Ce coup de force des élus ( de ceux qui ont voté « oui » ou « abstention », respectivement 560 et 152 voix des 893 parlementaires présents), contre la souveraineté populaire sera lourd de conséquences dans la vie démocratique nationale et pour la légitimité, toujours plus écornée, d’une construction européenne qui se fait dans le dos des peuples. Si 11 référendums étaient prévus en Europe en 2005, seule l’Irlande, obligée par sa Constitution, soumettra cette fois-ci le traité jumeau du Traité constitutionnel européen de 2005 à sa population.


Partout en Europe, celles et ceux qui se battent contre le carcan des politiques de l’Union européenne doivent savoir en quoi la direction du principal parti de la gauche française tient une responsabilité particulière dans cette défaite de la démocratie. Avec 32 votes "pour", 142 abstentions et 5 « ne prend pas part au vote »(2), la gauche - en premier lieu le PS - a fourni les 40 voix nécessaires à l’obtention de la majorité requise (545 voix) pour adopter la révision de la Constitution et, ce faisant, a permis de confisquer la parole au peuple.


Si l’ensemble des parlementaires de cette gauche avait voté contre la modification de la Constitution, la minorité de blocage aurait été atteinte : 369 voix auraient été réunies (donc 6 de plus que les 363 requises pour atteindre le seuil de la minorité de blocage) avec les suffrages des 15 parlementaires dissidents de droite.


Il convient de saluer les 121 parlementaires du Parti socialiste qui, contre le choix hypocrite et revanchard de 2005 proposé par leur direction - l’abstention au Congrès et le « oui » à la ratification -, ont voté, plus nombreux que prévu, « non ». Mais les mots du premier d’entre eux constituent autant d’insultes à la démocratie dans notre pays.
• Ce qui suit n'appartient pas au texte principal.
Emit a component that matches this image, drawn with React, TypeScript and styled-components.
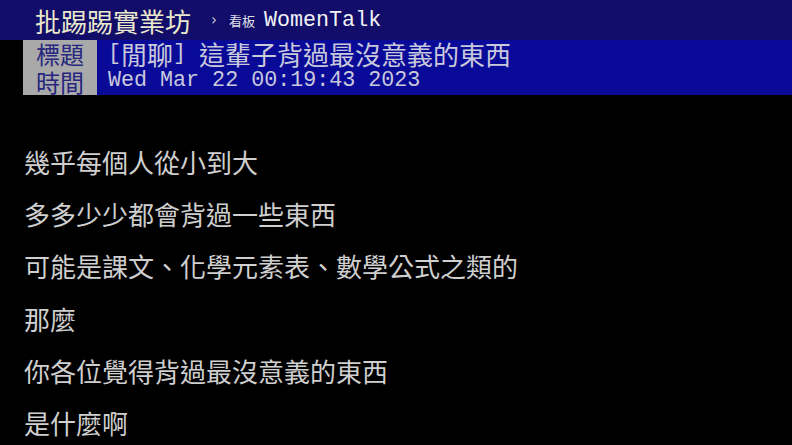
import React from "react";
import styled, { createGlobalStyle } from "styled-components";

const GlobalStyle = createGlobalStyle`
  html, body {
    margin: 0;
    padding: 0;
    background: #000;
  }
  body {
    font-family: "Noto Sans CJK TC", "Noto Sans CJK SC", sans-serif;
  }
`;

const headerRows = [
  { label: "標題", parts: [{ mono: true, text: "[" }, { mono: false, text: "閒聊" }, { mono: true, text: "] " }, { mono: false, text: "這輩子背過最沒意義的東西" }] },
  { label: "時間", parts: [{ mono: true, text: "Wed Mar 22 00:19:43 2023" }] },
];

const lines = [
  "幾乎每個人從小到大",
  "多多少少都會背過一些東西",
  "可能是課文、化學元素表、數學公式之類的",
  "那麼",
  "你各位覺得背過最沒意義的東西",
  "是什麼啊",
];

const App = () => {
  return (
    <>
      <GlobalStyle />
      <Page>
        <TopBar>
          <SiteName>批踢踢實業坊</SiteName>
          <Chevron>›</Chevron>
          <BoardTag>看板</BoardTag>
          <BoardName>WomenTalk</BoardName>
        </TopBar>
        <Meta>
          {headerRows.map((row) => (
            <MetaRow key={row.label}>
              <MetaLabel>{row.label}</MetaLabel>
              <MetaValue>
                {row.parts.map((p, i) =>
                  p.mono ? <Mono key={i}>{p.text}</Mono> : <Wide key={i}>{p.text}</Wide>
                )}
              </MetaValue>
            </MetaRow>
          ))}
        </Meta>
        <Body>
          {lines.map((line) => (
            <Line key={line}>{line}</Line>
          ))}
        </Body>
      </Page>
    </>
  );
};

const Page = styled.div`
  width: 792px;
  height: 445px;
  overflow: hidden;
  background: #000;
`;

const TopBar = styled.div`
  height: 40px;
  background: #110d68;
  display: flex;
  align-items: center;
  padding-left: 35px;
`;

const SiteName = styled.div`
  font-size: 26px;
  color: #ebe9cc;
  line-height: 1;
  margin-top: 2px;
`;

const Chevron = styled.span`
  margin-left: 20px;
  font-family: "DejaVu Sans", sans-serif;
  font-size: 15px;
  color: #c8c8d8;
`;

const BoardTag = styled.span`
  margin-left: 12px;
  font-size: 13px;
  color: #e0e0e8;
`;

const BoardName = styled.span`
  margin-left: 9px;
  font-family: "Liberation Mono", monospace;
  font-size: 21.7px;
  color: #f2f2f6;
`;

const Meta = styled.div`
  display: flex;
  flex-direction: column;
  padding-left: 23px;
`;

const MetaRow = styled.div`
  display: flex;
  height: 27.5px;
`;

const MetaLabel = styled.div`
  width: 74px;
  background: #a9a9a9;
  color: #26267e;
  font-size: 24px;
  line-height: 27.5px;
  text-align: center;
`;

const MetaValue = styled.div`
  flex: 1;
  display: flex;
  align-items: center;
  background: #0a0a98;
  color: #c9c9dc;
  padding-left: 11px;
  white-space: pre;
`;

const Wide = styled.span`
  font-size: 26px;
  line-height: 1;
`;

const Mono = styled.span`
  font-family: "Liberation Mono", monospace;
  font-size: 21.7px;
  line-height: 1;
`;

const Body = styled.div`
  padding: 41px 0 0 24px;
  display: flex;
  flex-direction: column;
`;

const Line = styled.div`
  font-size: 26px;
  line-height: 52.2px;
  height: 52.2px;
  color: #cfcfcf;
  white-space: nowrap;
`;

export default App;
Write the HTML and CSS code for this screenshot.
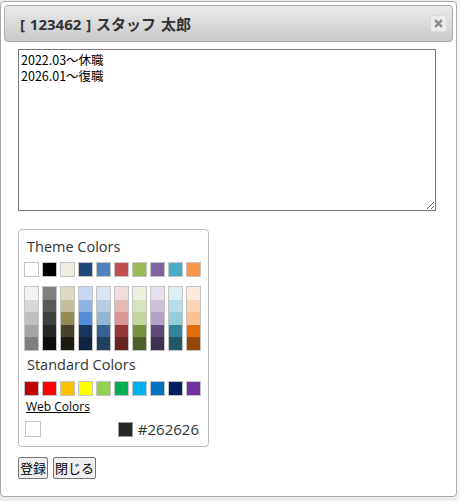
FILE: index.html
```html
<!DOCTYPE html>
<html lang="ja">
<head>
<meta charset="utf-8">
<link rel="stylesheet" href="styles.css">
</head>
<body>
<div class="page">
  <div class="dialog">
    <div class="titlebar">
      <span class="title">[ 123462 ] スタッフ 太郎</span>
      <span class="close"><svg width="9" height="9" viewBox="0 0 9 9"><path d="M1.2 1.2 L7.8 7.8 M7.8 1.2 L1.2 7.8" stroke="#8a8a8a" stroke-width="2.4" stroke-linecap="butt"/></svg></span>
    </div>
    <div class="content">
      <textarea class="memo">2022.03～休職
2026.01～復職</textarea>
      <div class="picker">
        <div class="label">Theme Colors</div>
        <div class="row">
          <span class="sw" style="background:#ffffff"></span>
          <span class="sw" style="background:#000000"></span>
          <span class="sw" style="background:#eeece1"></span>
          <span class="sw" style="background:#1f497d"></span>
          <span class="sw" style="background:#4f81bd"></span>
          <span class="sw" style="background:#c0504d"></span>
          <span class="sw" style="background:#9bbb59"></span>
          <span class="sw" style="background:#8064a2"></span>
          <span class="sw" style="background:#4bacc6"></span>
          <span class="sw" style="background:#f79646"></span>
        </div>
        <div class="shades">
          <div class="col"><i style="background:#f2f2f2"></i><i style="background:#d8d8d8"></i><i style="background:#bfbfbf"></i><i style="background:#a5a5a5"></i><i style="background:#7f7f7f"></i></div>
          <div class="col"><i style="background:#7f7f7f"></i><i style="background:#595959"></i><i style="background:#3f3f3f"></i><i style="background:#262626"></i><i style="background:#0c0c0c"></i></div>
          <div class="col"><i style="background:#ddd9c3"></i><i style="background:#c4bd97"></i><i style="background:#938953"></i><i style="background:#494429"></i><i style="background:#1d1b10"></i></div>
          <div class="col"><i style="background:#c6d9f0"></i><i style="background:#8db3e2"></i><i style="background:#548dd4"></i><i style="background:#17365d"></i><i style="background:#0f243e"></i></div>
          <div class="col"><i style="background:#dbe5f1"></i><i style="background:#b8cce4"></i><i style="background:#95b3d7"></i><i style="background:#366092"></i><i style="background:#244061"></i></div>
          <div class="col"><i style="background:#f2dcdb"></i><i style="background:#e5b9b7"></i><i style="background:#d99694"></i><i style="background:#953734"></i><i style="background:#632423"></i></div>
          <div class="col"><i style="background:#ebf1dd"></i><i style="background:#d7e3bc"></i><i style="background:#c3d69b"></i><i style="background:#76923c"></i><i style="background:#4f6128"></i></div>
          <div class="col"><i style="background:#e5e0ec"></i><i style="background:#ccc1d9"></i><i style="background:#b2a2c7"></i><i style="background:#5f497a"></i><i style="background:#3f3151"></i></div>
          <div class="col"><i style="background:#dbeef3"></i><i style="background:#b7dde8"></i><i style="background:#92cddc"></i><i style="background:#31859b"></i><i style="background:#205867"></i></div>
          <div class="col"><i style="background:#fdeada"></i><i style="background:#fbd5b5"></i><i style="background:#fac08f"></i><i style="background:#e36c09"></i><i style="background:#974806"></i></div>
        </div>
        <div class="label label2">Standard Colors</div>
        <div class="row row2">
          <span class="sw" style="background:#c00000"></span>
          <span class="sw" style="background:#ff0000"></span>
          <span class="sw" style="background:#ffc000"></span>
          <span class="sw" style="background:#ffff00"></span>
          <span class="sw" style="background:#92d050"></span>
          <span class="sw" style="background:#00b050"></span>
          <span class="sw" style="background:#00b0f0"></span>
          <span class="sw" style="background:#0070c0"></span>
          <span class="sw" style="background:#002060"></span>
          <span class="sw" style="background:#7030a0"></span>
        </div>
        <a class="web" href="#">Web Colors</a>
        <div class="current">
          <span class="empty"></span>
          <span class="sel"><span class="sw dark"></span><span class="hex">#262626</span></span>
        </div>
      </div>
      <div class="buttons">
        <button class="btn">登録</button>
        <button class="btn">閉じる</button>
      </div>
    </div>
  </div>
  <div class="strip"></div>
</div>
</body>
</html>
```

FILE: styles.css
```css
html, body {
  margin: 0;
  padding: 0;
}
body {
  background: #ececec;
  font-family: "Open Sans", "Noto Sans CJK JP", sans-serif;
  width: 460px;
  height: 501px;
  overflow: hidden;
}
.page {
  display: flex;
  align-items: flex-start;
}
.dialog {
  width: 457px;
  height: 496px;
  box-sizing: border-box;
  margin-top: 1px;
  border: 1px solid #a9a9a9;
  border-radius: 4px;
  background: #fff;
  padding: 3px;
  flex: none;
}
.strip {
  width: 3px;
  height: 501px;
  background: #f7f7f7;
}
.titlebar {
  height: 37px;
  box-sizing: border-box;
  border: 1px solid #aaaaaa;
  border-radius: 4px;
  background: linear-gradient(#e9e9e9, #d9d9d9 55%, #c9c9c9);
  display: flex;
  align-items: center;
  justify-content: space-between;
  padding-left: 15px;
  padding-right: 5px;
}
.title {
  font-family: "Open Sans", "Noto Sans CJK JP", sans-serif;
  font-weight: bold;
  font-size: 15px;
  word-spacing: 1px;
  color: #333;
}
.close {
  width: 17px;
  height: 17px;
  box-sizing: border-box;
  border-radius: 3px;
  background: #ebebeb;
  border: 1px solid #dadada;
  display: flex;
  align-items: center;
  justify-content: center;
  margin-top: -1px;
}
.content {
  padding: 7px 0 0 14px;
}
.memo {
  display: block;
  width: 418px;
  height: 162px;
  box-sizing: border-box;
  margin: 0;
  border: 1px solid #767676;
  padding: 2px;
  font-family: "Noto Sans CJK JP", sans-serif;
  font-size: 12.5px;
  line-height: 16px;
  color: #000;
  outline: none;
}
.picker {
  margin-top: 18px;
  width: 191px;
  box-sizing: border-box;
  border: 1px solid #bbbbbb;
  border-radius: 4px;
  padding: 8px 5px 9px 5px;
  display: flex;
  flex-direction: column;
  align-items: flex-start;
}
.label {
  font-size: 14.5px;
  line-height: 18px;
  color: #333;
  padding-left: 3px;
}
.label2 {
  margin-top: 5px;
}
.row {
  display: flex;
  gap: 3px;
  margin-top: 6px;
}
.row2 {
  margin-top: 7px;
}
.sw {
  display: block;
  width: 15px;
  height: 15px;
  box-sizing: border-box;
  border: 1px solid #c4c4c4;
}
.shades {
  display: flex;
  gap: 3px;
  margin-top: 9px;
}
.col {
  width: 15px;
  height: 65px;
  box-sizing: border-box;
  border: 1px solid #c4c4c4;
  display: flex;
  flex-direction: column;
}
.col i {
  flex: 1;
  display: block;
}
.web {
  margin-top: 3px;
  font-size: 12px;
  line-height: 16px;
  color: #000;
  text-decoration: underline;
  padding-left: 2px;
}
.current {
  margin-top: 6px;
  width: 100%;
  height: 16px;
  display: flex;
  align-items: center;
  justify-content: space-between;
  box-sizing: border-box;
  padding-left: 1px;
  padding-right: 4px;
}
.empty {
  width: 16px;
  height: 16px;
  box-sizing: border-box;
  border: 1px solid #c4c4c4;
  background: #fff;
}
.sel {
  display: flex;
  align-items: center;
  gap: 5px;
}
.dark {
  background: #262626;
  border-color: #9a9a9a;
}
.hex {
  font-size: 15px;
  line-height: 16px;
  color: #333;
}
.buttons {
  margin-top: 10px;
  display: flex;
  gap: 5px;
}
.btn {
  margin: 0;
  height: 22px;
  box-sizing: border-box;
  padding: 1px 1px;
  border: 1px solid #767676;
  border-radius: 2px;
  background: #efefef;
  font-family: "Noto Sans CJK JP", sans-serif;
  font-size: 13px;
  line-height: 18px;
  color: #000;
}
```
Notre espoir est ailleurs. Il réside dans le peuple français dont toutes les enquêtes d’opinion ont montré depuis plusieurs mois que, malgré la pression médiatique et politique, il était favorable à un référendum sur ce traité. Tout comme d’ailleurs les peuples de nombreux autres pays d’Europe. Il réside également dans ces centaines de réunions publiques qui se sont tenues ces trois derniers mois, loin de l’agenda médiatique, dans les petites villes rurales comme dans les grandes métropoles. Il réside aussi dans la consolidation d’un front européen de forces sociales et citoyennes qui, chaque jour un peu plus, enracinent leurs combats contre les politiques de l’UE.
Il réside dans cette prise de conscience toujours plus partagée que
les " élites" et le système politique actuel sont devenus un frein à l’émancipation politique et sociale de l’ensemble des citoyens. Il réside enfin dans cette idée que le temps est venu de dépasser cette Europe réellement existante constituée par les traités de l’UE.


Alors, « aujourd’hui, on solde l’affaire » ? Non, le combat pour le respect de la souveraineté populaire ne fait que commencer.


 


(1). Propos de François Hollande dans Libération (05/02/2008) : http://www.liberation.fr/actualite/politiques/308089.FR.php


(2). Ces votes comprennent ceux du PS, du Parti radical de gauche et des Verts.